The custodians are working hard and the building is coming along each day.
All bathrooms, steps and ramps now have the epoxy flooring. New partitions and new door frames are being installed in several of the bathrooms.
The old steel door frames are being replaced with wooden ones. The last of the carpet was removed from two kindergarten rooms.
Preschool acceptance letters have been mailed to the four-year olds. The rest of the letters will be mailed after the August 4 preschool screening.
Middle School Report
There was no middle school report this month, as the new principal has just recently began his duties.
High School Report
Ava High School was named as one of the “High Schools That Work Top 80 Most Improved Schools” for 2008-2010.
This is a national recognition award from the Southern Regional Education Board.
Most of the classrooms and hallways have been waxed and are ready for the upcoming school year.
The school has just been notified that they will be receiving a $10,000 grant from Missouri State University to assist with the adult literacy program in the community.
The school is still looking for community volunteers who would like to be trained on the Laubach Reading Program so they can volunteer in the classroom and/or teacher community members to read or increase their reading ability.
Policy Review Committee
Board member Randy Spurlock said that he hopes all board members will participate in the policy review that the board decided to do last month.
He has asked each of the principals to recommend teachers that might be interested in being on the committee, and has also contacted a community member.
Superintendent Brian Wilson said that even though the board voted to have an extra two weeks of summer school that would be 80 percent-funded by the Department of Health and Social Services, that grant money has not yet came through so the school has not gone ahead with the program.
“There’s still no word on that, so it’s a good thing that we didn’t go ahead and begin,” Wilson said.
Wilson announced that the district did not receive another grant from the Department of Health and Social Services.
That grant, in an amount of $38,864, would have supplemented the wages of the nursing staff at the school.
Wilson said that some concerns had been voiced about the age of the light poles at the football field.
The district is having the poles cored, which will tell them the approximate life left in them.
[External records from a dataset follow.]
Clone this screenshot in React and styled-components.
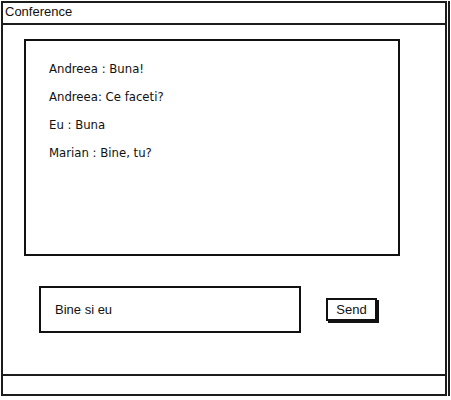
import styled, { createGlobalStyle } from 'styled-components'

const GlobalStyle = createGlobalStyle`
    html, body {
        margin: 0;
        padding: 0;
        background: #fff;
    }
    * {
        box-sizing: border-box;
    }
`

const messages = [
    'Andreea : Buna!',
    'Andreea: Ce faceti?',
    'Eu : Buna',
    'Marian : Bine, tu?',
]

const App = () => {
    return (
        <>
            <GlobalStyle />
            <Window>
                <TitleBar>Conference</TitleBar>
                <Body>
                    <ChatPanel>
                        {messages.map((m, i) => (
                            <Message key={i}>{m}</Message>
                        ))}
                    </ChatPanel>
                    <InputRow>
                        <MessageInput>Bine si eu</MessageInput>
                        <SendButton>Send</SendButton>
                    </InputRow>
                </Body>
                <StatusBar />
            </Window>
        </>
    )
}

export default App

const Window = styled.div`
    display: flex;
    flex-direction: column;
    width: 446px;
    height: 395px;
    margin: 1px 0 0 1px;
    border: 2px solid #1c1c1c;
    box-shadow: 1px 0 0 #fff, 3px 0 0 #1c1c1c;
    font-family: 'Liberation Sans', Arial, sans-serif;
    color: #111;
`
const TitleBar = styled.div`
    height: 22px;
    padding-left: 2px;
    border-bottom: 2px solid #1c1c1c;
    font-size: 13px;
    line-height: 18px;
`
const Body = styled.div`
    flex: 1;
    display: flex;
    flex-direction: column;
    padding: 14px 0 0 21px;
`
const ChatPanel = styled.div`
    width: 376px;
    height: 217px;
    border: 2px solid #111;
    padding: 14px 0 0 23px;
`
const Message = styled.div`
    font-family: 'Liberation Sans Narrow', 'DejaVu Sans Condensed', 'Liberation Sans', sans-serif;
    font-stretch: condensed;
    font-size: 13px;
    line-height: 28px;
    white-space: nowrap;
`
const InputRow = styled.div`
    display: flex;
    align-items: center;
    gap: 25px;
    margin-top: 30px;
    padding-left: 15px;
`
const MessageInput = styled.div`
    width: 262px;
    height: 47px;
    border: 2px solid #111;
    padding-left: 14px;
    font-size: 13px;
    line-height: 43px;
`
const SendButton = styled.button`
    width: 51px;
    height: 23px;
    padding: 0;
    border: 2px solid #111;
    box-shadow: 2px 2px 0 #111;
    font-family: 'Liberation Sans', Arial, sans-serif;
    font-size: 13px;
    line-height: 19px;
    color: #111;
    background: #fff;
`
const StatusBar = styled.div`
    height: 20px;
    border-top: 2px solid #1c1c1c;
`
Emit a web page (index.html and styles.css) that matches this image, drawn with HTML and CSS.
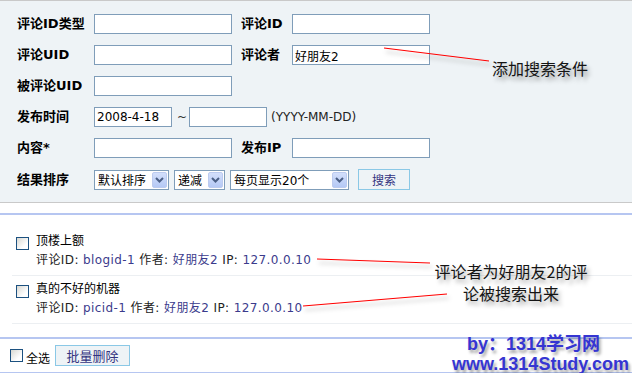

Wilson also announced that Springfield Web TV would like to broadcast some of the district’s sports games on their website this coming school year.
The company would like to broadcast all of the football games, seven of the high school basketball games (between boys and girls), seven baseball or softball games and three to five volleyball games.
“That way, if people can’t be at the game they can pull that up on the web and look at it,” Wilson said. “It’s just another way for people to see our kids, even people across the country.”
The program will not cost the district any money.
Each board member selected a few committees that they would like to serve on for the coming year.
Milk and Bread Bids
The board accepted the bids of Sara Lee and Hiland Dairy for bread and milk, respectively, by a 7-0 vote on recommendation of the local school consortium.
There were no other bids for the milk, but Hostess Brands of Springfield submitted a bid for the bread.
The school district currently has several legal descriptions for their property, including each of the school buildings and the athletic fields.
The board voted by a 7-0 count to consolidate the descriptions into one.
Frequent Student Assessments
Last year the district assessed students every four weeks. Wilson has recommended that the school now assesses students every six weeks.
He said the assessments will cost the school $29,520 for the next year.
He asked the assessment company, Edmin, if the school could extend the agreement to three years.
The total cost to the district for three years of assessments will be $79,704.
“That is a savings of about $8,856,” Wilson said.
The money for the assessments will be paid out of the American Recovery and Reinvestment Act funds, otherwise known as federal stimulus money.
Board president Jeff Davis asked the principals if they were in favor of this type of assessment, and they indicated that they were.
The measure passed by a 7-0 vote.
Tax Rate Hearing
The board set the annual tax rate hearing for Aug. 19 at 6 p.m.
The next regular board meeting will be that same night, Aug. 19, at 6:30 p.m. in the administrative office.